Perlu diingat bahwa trend menurunnya partisipasi politik warga Amerika justru karena
mereka percaya pada sistem politik yang sedang bekerja (Aini;1999). Memilih
Reagan atau Obama sama saja, keduanya tetap menjanjikan masa depan Amerika yang
kuat. Bagaimanakah halnya dengan negara-negara berkembang seperti Indonesia? Tentu
saja prediksi menurunnya angka partisipasi
politik esok lusa bukan karena mereka percaya pada sistem politik yang sedang
bekerja, sebaliknya kemungkinan mereka semakin tak percaya pada sistem politik
yang ada. Indikasinya, angka kuantitatif ekonomi tak selaras dengan angka
kualitatif dilapangan, jumlah kemiskinan dan korupsi semakin menurun dari
generasi tua ke generasi muda, atau meningkatkan populasi penduduk tanpa
harapan bonus demografi yang menjanjikan. Jika hari-hari ini angka partisipasi politik
relatif meningkat, kemungkinan ada banyak harapan yang terbangun akibat
kerja-kerja politik lewat media sosial, dimana terbangunnya kesadaran kelas
menengah untuk perubahan yang dijanjikan (fenomena Obama). Apabila kesadaran
kelas menengah lahir lewat guru dan dosen dalam kapasitas intelektualnya yang
mengubah sejarah India, kesadaran birokrasi mengubah sejarah perancis, kesadaran
pemodal mengubah sejarah Amerika, kesadaran klan Samurai mengubah sejarah
Jepang, maka kesadaran kelas menengah pemuda terdidiklah yang membuat sejarah Indonesia
berubah sejak masa 1945, 1966 dan 1998. Akhirnya, patut kita jawab bahwa
lahirnya ISIS menunjukkan kemungkinan hilangnya kesadaran kelas menengah
Indonesia dalam mentransformasikan nilai-nilai idiologi berbangsa dan bernegara.
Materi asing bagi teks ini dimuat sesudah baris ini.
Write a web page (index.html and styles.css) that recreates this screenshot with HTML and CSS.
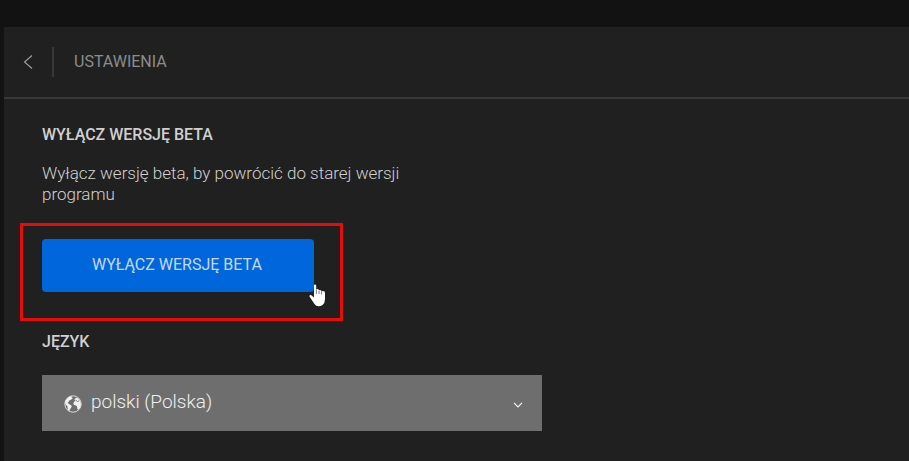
FILE: index.html
```
<!DOCTYPE html>
<html lang="pl">
<head>
    <meta charset="UTF-8">
    <meta name="viewport" content="width=device-width, initial-scale=1.0">
    <title>Ustawienia</title>
    <link rel="stylesheet" href="styles.css">
</head>
<body>

    <div class="panel">
        <header class="header">
            <button class="back" type="button" aria-label="Wstecz">
                <svg width="10" height="16" viewBox="0 0 10 16">
                    <path d="M9 1.500 L1.500 8 L9 14.500" fill="none" stroke="#a0a0a0" stroke-width="1.1"/>
                </svg>
            </button>
            <h1 class="title">USTAWIENIA</h1>
        </header>

        <main class="content">
            <section class="beta">
                <h2 class="label">WYŁĄCZ WERSJĘ BETA</h2>
                <p class="text">Wyłącz wersję beta, by powrócić do starej wersji programu</p>
                <div class="action">
                    <button class="disable" type="button">WYŁĄCZ WERSJĘ BETA</button>
                    <div class="frame"></div>
                    <svg class="cursor" width="17" height="23" viewBox="0 0 17 23">
                        <path d="M5 1.5 Q5 .5 6 .5 Q7.2 .5 7.2 1.7 V6 Q7.4 5 8.5 5 Q9.8 5 9.8 6.2 V7 Q10 6 11 6 Q12.5 6 12.5 7.5 V8 Q13 7 14.2 7 Q16 7.2 16 9 V15 Q16 19 13.5 21 Q12 22.300 9.500 22.300 Q7 22.300 5.500 20 L2.5 15.5 L.6 12.8 Q0 11.500 1.2 11.100 Q2.2 10.900 3.2 11.9 L5 13.5 Z" fill="#fff"/>
                        <path d="M7.4 6 V10 M10 7 V10 M12.6 8 V10.5" fill="none" stroke="#444" stroke-width=".7"/>
                    </svg>
                </div>
            </section>

            <section class="language">
                <label class="label" for="language">JĘZYK</label>
                <div class="picker">
                    <select class="select" id="language">
                        <option>polski (Polska)</option>
                    </select>
                    <svg class="globe" width="18" height="18" viewBox="0 0 18 18">
                        <circle cx="9" cy="9" r="8.200" fill="none" stroke="#f2f2f2" stroke-width=".8"/>
                        <path d="M1.200 6.500 L3 3.500 L6 1.500 L8.500 1.200 L7.500 2.300 L8.800 3.300 L7 4.800 L5.500 5.300 L4.500 7 L3.500 8 L5.500 9.200 L7.800 11 L7 13 L5.800 14.500 L5.300 16.500 L3.800 14.500 L3.500 11.500 L1.200 9 Z" fill="#f2f2f2"/>
                        <path d="M10.300 4.500 L12 2.800 L14 3.300 L16 6 L17 9 L16.500 12 L14.500 14.800 L13.300 14 L13 11.500 L12 10.500 L10 10 L9.300 8.200 L10.300 6.500 L11.500 6 Z" fill="#f2f2f2"/>
                        <path d="M11.500 5 L13.500 6.500 L15 6" fill="none" stroke="#6e6e6e" stroke-width=".9"/>
                    </svg>
                    <svg class="chevron" width="10" height="6" viewBox="0 0 10 6">
                        <path d="M1 .8 L5 4.8 L9 .8" fill="none" stroke="#f2f2f2" stroke-width="1.2"/>
                    </svg>
                </div>
            </section>
        </main>
    </div>

</body>
</html>
```
FILE: styles.css
```
* {
    box-sizing: border-box;
}
body {
    margin: 0;
    padding: 27px 0 0 4px;
    min-height: 100vh;
    display: flex;
    background: #121212;
    font-family: Roboto, sans-serif;
    color: #d0d0d0;
}
.panel {
    flex: 1;
    background: #202020;
}
.header {
    display: flex;
    align-items: center;
    height: 72px;
    border-bottom: 2px solid #383838;
}
.back {
    display: flex;
    align-items: center;
    width: 50px;
    height: 30px;
    padding: 0 0 0 19px;
    border: 0;
    border-right: 2px solid #383838;
    background: none;
}
.title {
    margin: 0 0 0 20px;
    font-size: 16px;
    font-weight: 400;
    line-height: 20px;
    color: #8c8c8c;
}
.content {
    padding: 26px 38px 30px;
}
.label {
    display: block;
    margin: 0;
    font-size: 16px;
    font-weight: 500;
    line-height: 20px;
}
.text {
    max-width: 400px;
    margin: 18px 0 34px;
    font-size: 17px;
    font-weight: 300;
    line-height: 21px;
}
.action {
    position: relative;
    width: 272px;
}
.disable {
    display: block;
    width: 100%;
    height: 53px;
    padding: 0 2px 2px 0;
    border: 0;
    border-radius: 4px;
    background: #0066dc;
    color: #c8d8ec;
    font-family: inherit;
    font-size: 16px;
}
.frame {
    position: absolute;
    inset: -16px -29px -29px -22px;
    border: 3px solid #e60c0c;
    pointer-events: none;
}
.cursor {
    position: absolute;
    right: -12px;
    bottom: -15px;
    pointer-events: none;
}
.language {
    margin-top: 40px;
}
.picker {
    position: relative;
    max-width: 500px;
    margin-top: 23px;
}
.select {
    display: block;
    width: 100%;
    height: 56px;
    padding: 0 48px 4px 49px;
    border: 0;
    border-radius: 0;
    background: #6e6e6e;
    color: #f0f0f0;
    font-family: inherit;
    font-size: 19px;
    font-weight: 300;
    appearance: none;
}
.globe {
    position: absolute;
    left: 22px;
    top: 20px;
    pointer-events: none;
}
.chevron {
    position: absolute;
    right: 19px;
    top: 27px;
    pointer-events: none;
}
```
Bergesernya orientasi kelas menengah meraup keuntungan sebanyak mungkin dari
frekuensi perjalanan dinas hingga pengadaan barang dan jasa dalam contoh
birokrasi telah mengkerdilkan sensifitas kita pada tujuan hidup dan lingkungan
semesta (bahagia di dunia dan akherat). Semua itu secara sadar maupun tidak menciptakan
bibit-bibit ketidakadilan sebagai tugas pokok dan fungsi pemerintahan yang
lalai diusahakan. Ketika kelas menengah berada di zona aman, maka kecenderungan
perilaku apatis, autis dan mungkin
saja ateis menjadikan materi sebagai
kebudayaan rutin. Padahal salah satu tanggungjawab kelas menengah bersama elit
adalah melakukan transformasi idiologi bagi keberlangsungan masa depan
pemerintahan. Sementara tugas pemerintah sendiri adalah bagaimana menciptakan
lapangan kerja sebanyak mungkin untuk menuntaskan persoalan ketidakadilan
sistemik. Dengan begitu bentuk ketupat sebagai simbol lebaran yang cenderung
lebar ditengah, mengecil dibagian atas dan bawah secara filosofi menjadi
penanda bahwa sedapat mungkin kelas menengah semakin banyak, kelas bawah dan atas
idealnya tak terlalu banyak agar kebahagiaan benar-benar sejatinya dinikmati
bersama, bukan oleh satu dua orang saja.